◆ Short task ◆
Repeat every record below exactly, leaving out the pictures.

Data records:
- - - -

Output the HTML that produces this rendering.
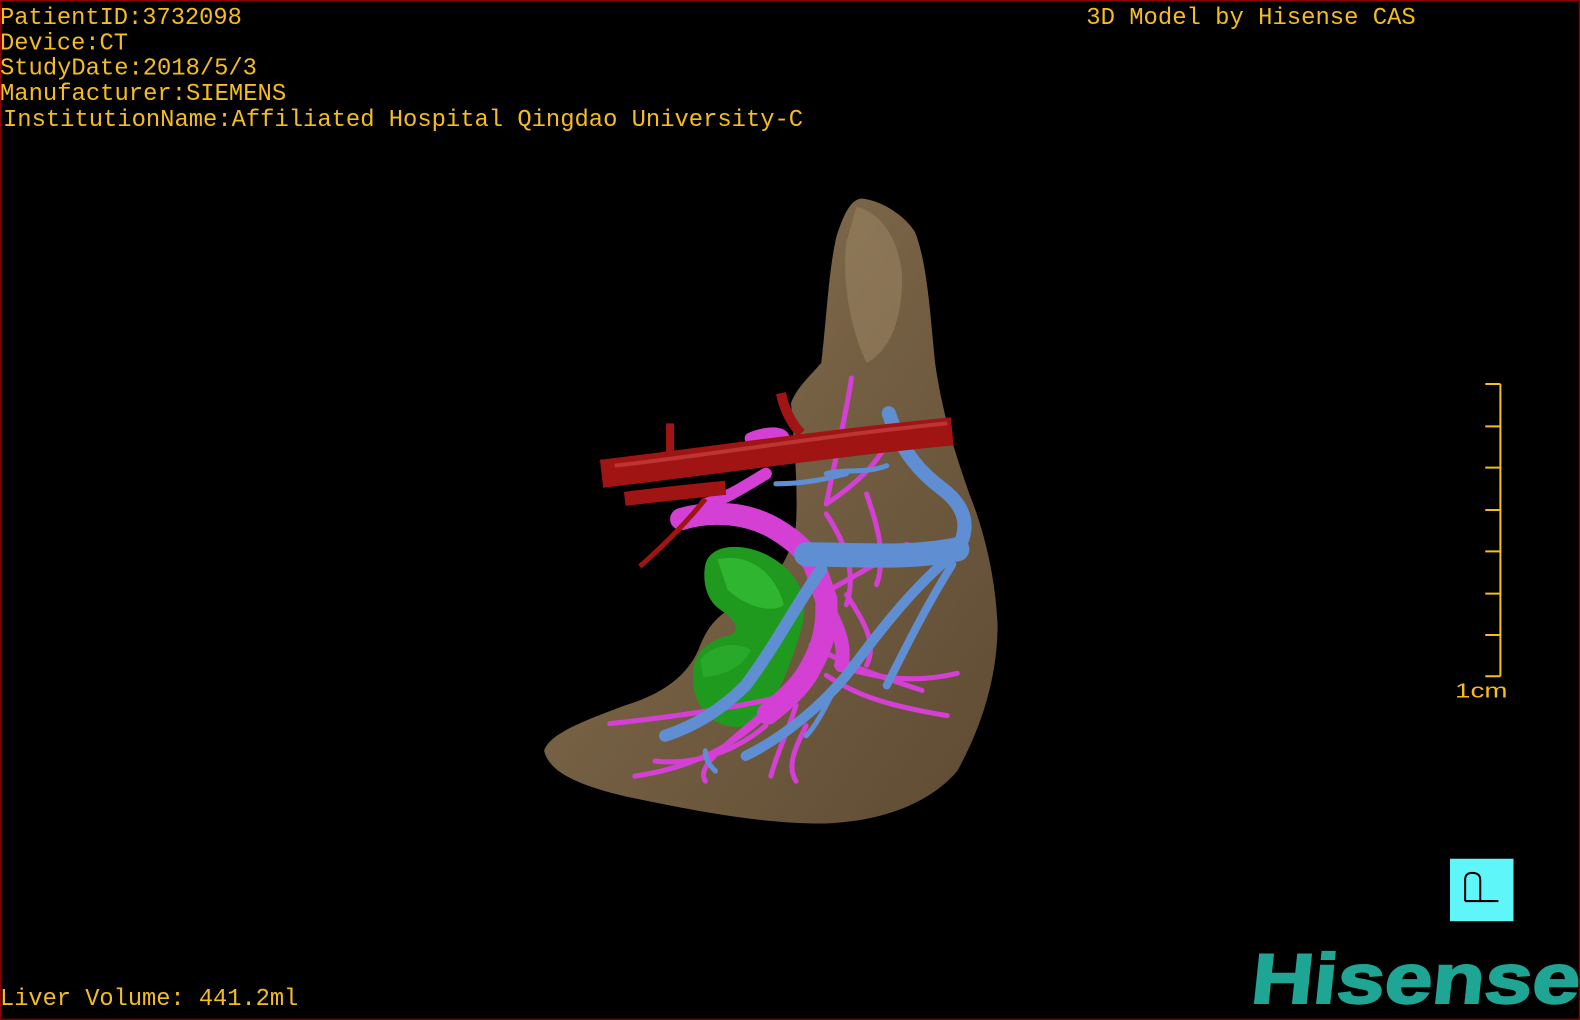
<!DOCTYPE html>
<html><head><meta charset="utf-8"><style>
html,body{margin:0;padding:0;background:#000;width:1580px;height:1020px;overflow:hidden}
svg{display:block}
.t{font-family:"Liberation Mono",monospace;fill:#f5bd1f;font-size:24px}
</style></head><body>
<svg width="1580" height="1020" viewBox="0 0 1568 1012" preserveAspectRatio="none" xmlns="http://www.w3.org/2000/svg">
<defs>
<linearGradient id="lv" x1="0" y1="0" x2="1" y2="1">
<stop offset="0" stop-color="#8d7656"/><stop offset="0.5" stop-color="#735e42"/><stop offset="1" stop-color="#5e4b33"/>
</linearGradient>
</defs>
<rect x="0.5" y="0.5" width="1567" height="1011" fill="#000" stroke="#8a0000" stroke-width="1.5"/>
<text class="t" x="0" y="24" textLength="240" lengthAdjust="spacingAndGlyphs">PatientID:3732098</text>
<text class="t" x="0" y="49" textLength="127" lengthAdjust="spacingAndGlyphs">Device:CT</text>
<text class="t" x="0" y="74" textLength="255" lengthAdjust="spacingAndGlyphs">StudyDate:2018/5/3</text>
<text class="t" x="0" y="99" textLength="284" lengthAdjust="spacingAndGlyphs">Manufacturer:SIEMENS</text>
<text class="t" x="3" y="125" textLength="794" lengthAdjust="spacingAndGlyphs">InstitutionName:Affiliated Hospital Qingdao University-C</text>
<text class="t" x="1078" y="24" textLength="327" lengthAdjust="spacingAndGlyphs">3D Model by Hisense CAS</text>
<text class="t" x="0" y="997" textLength="296" lengthAdjust="spacingAndGlyphs">Liver Volume: 441.2ml</text>
<!-- liver -->
<path fill="url(#lv)" d="M855,197 C870,198 895,210 908,230 C920,260 923,310 928,360 C935,410 948,450 962,490 C978,530 988,575 990,620 C990,670 975,720 950,765 C920,800 870,815 820,817 C760,818 690,805 620,790 C570,778 545,765 540,745 C545,728 580,715 620,700 C660,688 685,668 695,640 C705,615 720,605 735,600 C760,585 785,560 790,520 C792,480 788,440 785,400 C790,385 805,372 815,360 C820,320 822,270 830,235 C838,210 845,198 855,197 Z"/>
<path fill="#9d8766" opacity="0.5" d="M850,205 C870,210 890,230 895,270 C897,320 880,350 860,360 C845,330 835,280 840,240 Z"/>
<!-- green gallbladder -->
<path fill="#1f9a1f" d="M700,560 C705,540 735,538 760,550 C790,565 805,590 795,625 C788,650 778,675 770,690 C760,715 745,725 720,720 C695,712 686,690 688,665 C690,645 705,635 725,630 C735,625 730,615 715,605 C700,595 697,575 700,560 Z"/>
<path fill="#3ccc3c" opacity="0.55" d="M712,555 C740,548 768,565 778,600 C765,610 738,600 722,585 Z"/>
<path fill="#34b834" opacity="0.5" d="M695,655 C705,640 730,635 745,645 C735,665 715,670 698,672 Z"/>
<!-- magenta portal -->
<g stroke="#d43fd4" fill="none" stroke-linecap="round">
<path stroke-width="22" d="M676,515 C710,505 745,510 770,525 C790,537 800,548 808,560 L820,595 C822,630 812,650 800,670 C790,685 775,698 762,708"/>
<path stroke-width="12" d="M745,435 C770,425 790,430 770,450 M760,470 C735,485 720,495 700,500"/>
<path stroke-width="14" d="M820,600 C830,620 840,640 835,660"/>
<g stroke-width="5">
<path d="M845,375 C840,410 830,450 820,500"/>
<path d="M820,500 C850,480 870,460 880,440"/>
<path d="M815,590 C850,570 870,560 900,540"/>
<path d="M805,640 C840,660 870,670 915,685"/>
<path d="M780,690 C740,700 680,710 605,718"/>
<path d="M770,700 C740,730 700,760 630,770"/>
<path d="M790,700 C780,730 770,750 765,770"/>
<path d="M820,670 C850,690 880,700 940,710"/>
<path d="M830,660 C860,670 900,680 950,668"/>
<path d="M760,705 C720,740 690,760 700,775"/>
<path d="M840,590 C860,620 870,640 860,660"/>
<path d="M820,510 C840,540 850,570 840,600"/>
<path d="M760,720 C730,745 690,760 650,755"/>
<path d="M860,490 C870,520 880,550 870,580"/>
<path d="M800,720 C790,740 780,760 790,775"/>
</g>
</g>
<!-- blue hepatic veins -->
<g stroke="#5f8fd2" fill="none" stroke-linecap="round">
<path stroke-width="24" d="M800,550 C850,550 900,555 950,545"/>
<path stroke-width="14" d="M950,545 C965,520 955,500 935,485 C915,470 895,450 882,410"/>
<path stroke-width="12" d="M815,565 C790,600 770,640 740,680 C715,705 690,720 660,730"/>
<path stroke-width="10" d="M940,555 C900,590 870,630 840,670 C815,700 780,730 740,750"/>
<path stroke-width="8" d="M945,560 C920,600 900,640 880,680"/>
<path stroke-width="5" d="M820,470 C840,465 860,470 880,462"/>
<path stroke-width="5" d="M770,480 C800,480 820,475 840,470"/>
<path stroke-width="5" d="M700,745 C700,755 705,760 710,765"/>
<path stroke-width="5" d="M830,680 C820,700 810,720 800,730"/>
</g>
<!-- red artery -->
<g stroke="#a01414" fill="none" stroke-linecap="butt">
<path stroke-width="28" d="M597,470 C700,458 820,440 945,428"/>
<path stroke-width="14" d="M620,495 C660,490 690,487 720,484"/>
<path stroke-width="8" d="M665,420 L665,460"/>
<path stroke-width="5" d="M700,495 C680,520 660,540 635,562"/>
<path stroke-width="10" d="M775,390 C778,405 785,420 795,430"/>
</g>
<path stroke="#d04a4a" stroke-width="4" fill="none" opacity="0.6" d="M610,462 C700,452 820,432 940,420"/>
<!-- scale bar -->
<g stroke="#f5bd1f" stroke-width="2" fill="none">
<path d="M1489,381 V671"/>
<path d="M1474,381 H1489 M1474,423 H1489 M1474,464 H1489 M1474,506 H1489 M1474,547 H1489 M1474,589 H1489 M1474,630 H1489 M1474,671 H1489"/>
</g>
<text x="1444" y="692" font-family="Liberation Sans,sans-serif" font-size="20" fill="#f5bd1f" textLength="52" lengthAdjust="spacingAndGlyphs">1cm</text>
<rect x="1439" y="852" width="63" height="62" fill="#5ff6fa"/>
<path d="M1454,894 V873 Q1454,866 1461,866 Q1469,866 1469,873 V894 M1454,894 H1487" stroke="#000" stroke-width="2" fill="none"/>
<text x="0" y="0" transform="translate(1240,995) skewX(-6)" font-family="Liberation Sans,sans-serif" font-weight="bold" font-size="70" fill="#1fa594" stroke="#1fa594" stroke-width="2" textLength="326" lengthAdjust="spacingAndGlyphs">Hisense</text>
</svg>
</body></html>
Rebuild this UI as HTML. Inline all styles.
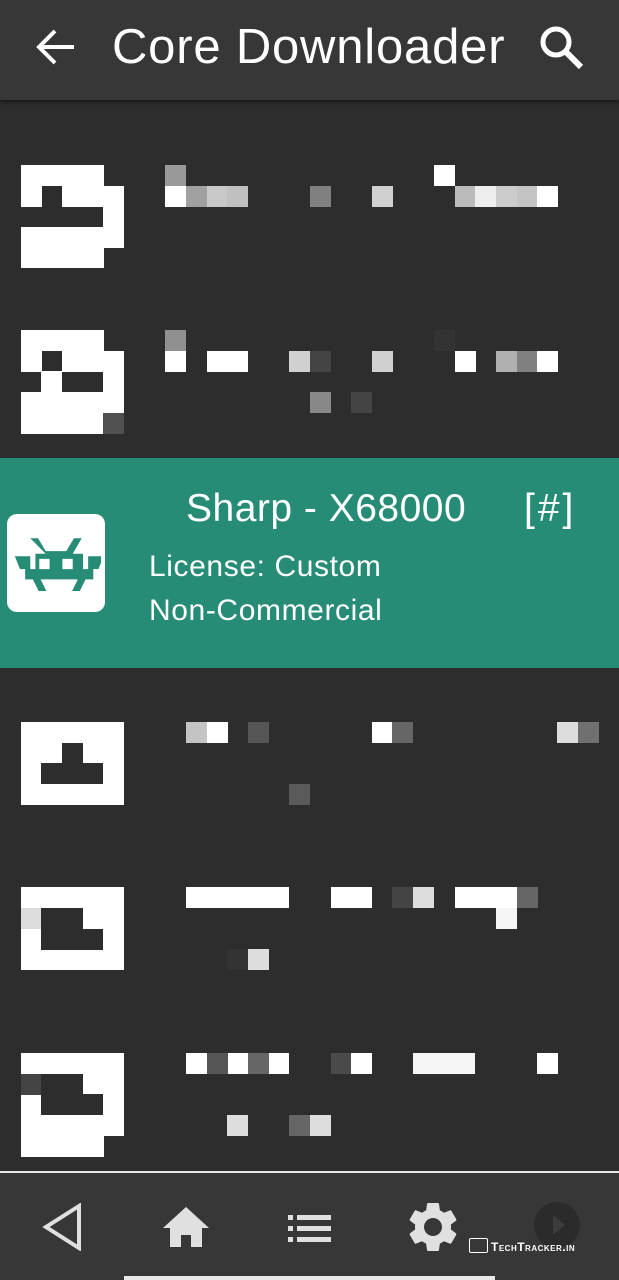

- - - -

◆ Exercise solution ◆
Output the HTML that produces this rendering.
<!DOCTYPE html>
<html><head><meta charset="utf-8"><style>
html,body{margin:0;padding:0;background:#000;width:1580px;height:1020px;overflow:hidden}
svg{display:block}
.t{font-family:"Liberation Mono",monospace;fill:#f5bd1f;font-size:24px}
</style></head><body>
<svg width="1580" height="1020" viewBox="0 0 1568 1012" preserveAspectRatio="none" xmlns="http://www.w3.org/2000/svg">
<defs>
<linearGradient id="lv" x1="0" y1="0" x2="1" y2="1">
<stop offset="0" stop-color="#8d7656"/><stop offset="0.5" stop-color="#735e42"/><stop offset="1" stop-color="#5e4b33"/>
</linearGradient>
</defs>
<rect x="0.5" y="0.5" width="1567" height="1011" fill="#000" stroke="#8a0000" stroke-width="1.5"/>
<text class="t" x="0" y="24" textLength="240" lengthAdjust="spacingAndGlyphs">PatientID:3732098</text>
<text class="t" x="0" y="49" textLength="127" lengthAdjust="spacingAndGlyphs">Device:CT</text>
<text class="t" x="0" y="74" textLength="255" lengthAdjust="spacingAndGlyphs">StudyDate:2018/5/3</text>
<text class="t" x="0" y="99" textLength="284" lengthAdjust="spacingAndGlyphs">Manufacturer:SIEMENS</text>
<text class="t" x="3" y="125" textLength="794" lengthAdjust="spacingAndGlyphs">InstitutionName:Affiliated Hospital Qingdao University-C</text>
<text class="t" x="1078" y="24" textLength="327" lengthAdjust="spacingAndGlyphs">3D Model by Hisense CAS</text>
<text class="t" x="0" y="997" textLength="296" lengthAdjust="spacingAndGlyphs">Liver Volume: 441.2ml</text>
<!-- liver -->
<path fill="url(#lv)" d="M855,197 C870,198 895,210 908,230 C920,260 923,310 928,360 C935,410 948,450 962,490 C978,530 988,575 990,620 C990,670 975,720 950,765 C920,800 870,815 820,817 C760,818 690,805 620,790 C570,778 545,765 540,745 C545,728 580,715 620,700 C660,688 685,668 695,640 C705,615 720,605 735,600 C760,585 785,560 790,520 C792,480 788,440 785,400 C790,385 805,372 815,360 C820,320 822,270 830,235 C838,210 845,198 855,197 Z"/>
<path fill="#9d8766" opacity="0.5" d="M850,205 C870,210 890,230 895,270 C897,320 880,350 860,360 C845,330 835,280 840,240 Z"/>
<!-- green gallbladder -->
<path fill="#1f9a1f" d="M700,560 C705,540 735,538 760,550 C790,565 805,590 795,625 C788,650 778,675 770,690 C760,715 745,725 720,720 C695,712 686,690 688,665 C690,645 705,635 725,630 C735,625 730,615 715,605 C700,595 697,575 700,560 Z"/>
<path fill="#3ccc3c" opacity="0.55" d="M712,555 C740,548 768,565 778,600 C765,610 738,600 722,585 Z"/>
<path fill="#34b834" opacity="0.5" d="M695,655 C705,640 730,635 745,645 C735,665 715,670 698,672 Z"/>
<!-- magenta portal -->
<g stroke="#d43fd4" fill="none" stroke-linecap="round">
<path stroke-width="22" d="M676,515 C710,505 745,510 770,525 C790,537 800,548 808,560 L820,595 C822,630 812,650 800,670 C790,685 775,698 762,708"/>
<path stroke-width="12" d="M745,435 C770,425 790,430 770,450 M760,470 C735,485 720,495 700,500"/>
<path stroke-width="14" d="M820,600 C830,620 840,640 835,660"/>
<g stroke-width="5">
<path d="M845,375 C840,410 830,450 820,500"/>
<path d="M820,500 C850,480 870,460 880,440"/>
<path d="M815,590 C850,570 870,560 900,540"/>
<path d="M805,640 C840,660 870,670 915,685"/>
<path d="M780,690 C740,700 680,710 605,718"/>
<path d="M770,700 C740,730 700,760 630,770"/>
<path d="M790,700 C780,730 770,750 765,770"/>
<path d="M820,670 C850,690 880,700 940,710"/>
<path d="M830,660 C860,670 900,680 950,668"/>
<path d="M760,705 C720,740 690,760 700,775"/>
<path d="M840,590 C860,620 870,640 860,660"/>
<path d="M820,510 C840,540 850,570 840,600"/>
<path d="M760,720 C730,745 690,760 650,755"/>
<path d="M860,490 C870,520 880,550 870,580"/>
<path d="M800,720 C790,740 780,760 790,775"/>
</g>
</g>
<!-- blue hepatic veins -->
<g stroke="#5f8fd2" fill="none" stroke-linecap="round">
<path stroke-width="24" d="M800,550 C850,550 900,555 950,545"/>
<path stroke-width="14" d="M950,545 C965,520 955,500 935,485 C915,470 895,450 882,410"/>
<path stroke-width="12" d="M815,565 C790,600 770,640 740,680 C715,705 690,720 660,730"/>
<path stroke-width="10" d="M940,555 C900,590 870,630 840,670 C815,700 780,730 740,750"/>
<path stroke-width="8" d="M945,560 C920,600 900,640 880,680"/>
<path stroke-width="5" d="M820,470 C840,465 860,470 880,462"/>
<path stroke-width="5" d="M770,480 C800,480 820,475 840,470"/>
<path stroke-width="5" d="M700,745 C700,755 705,760 710,765"/>
<path stroke-width="5" d="M830,680 C820,700 810,720 800,730"/>
</g>
<!-- red artery -->
<g stroke="#a01414" fill="none" stroke-linecap="butt">
<path stroke-width="28" d="M597,470 C700,458 820,440 945,428"/>
<path stroke-width="14" d="M620,495 C660,490 690,487 720,484"/>
<path stroke-width="8" d="M665,420 L665,460"/>
<path stroke-width="5" d="M700,495 C680,520 660,540 635,562"/>
<path stroke-width="10" d="M775,390 C778,405 785,420 795,430"/>
</g>
<path stroke="#d04a4a" stroke-width="4" fill="none" opacity="0.6" d="M610,462 C700,452 820,432 940,420"/>
<!-- scale bar -->
<g stroke="#f5bd1f" stroke-width="2" fill="none">
<path d="M1489,381 V671"/>
<path d="M1474,381 H1489 M1474,423 H1489 M1474,464 H1489 M1474,506 H1489 M1474,547 H1489 M1474,589 H1489 M1474,630 H1489 M1474,671 H1489"/>
</g>
<text x="1444" y="692" font-family="Liberation Sans,sans-serif" font-size="20" fill="#f5bd1f" textLength="52" lengthAdjust="spacingAndGlyphs">1cm</text>
<rect x="1439" y="852" width="63" height="62" fill="#5ff6fa"/>
<path d="M1454,894 V873 Q1454,866 1461,866 Q1469,866 1469,873 V894 M1454,894 H1487" stroke="#000" stroke-width="2" fill="none"/>
<text x="0" y="0" transform="translate(1240,995) skewX(-6)" font-family="Liberation Sans,sans-serif" font-weight="bold" font-size="70" fill="#1fa594" stroke="#1fa594" stroke-width="2" textLength="326" lengthAdjust="spacingAndGlyphs">Hisense</text>
</svg>
</body></html>
Rebuild this UI as HTML. Inline all styles.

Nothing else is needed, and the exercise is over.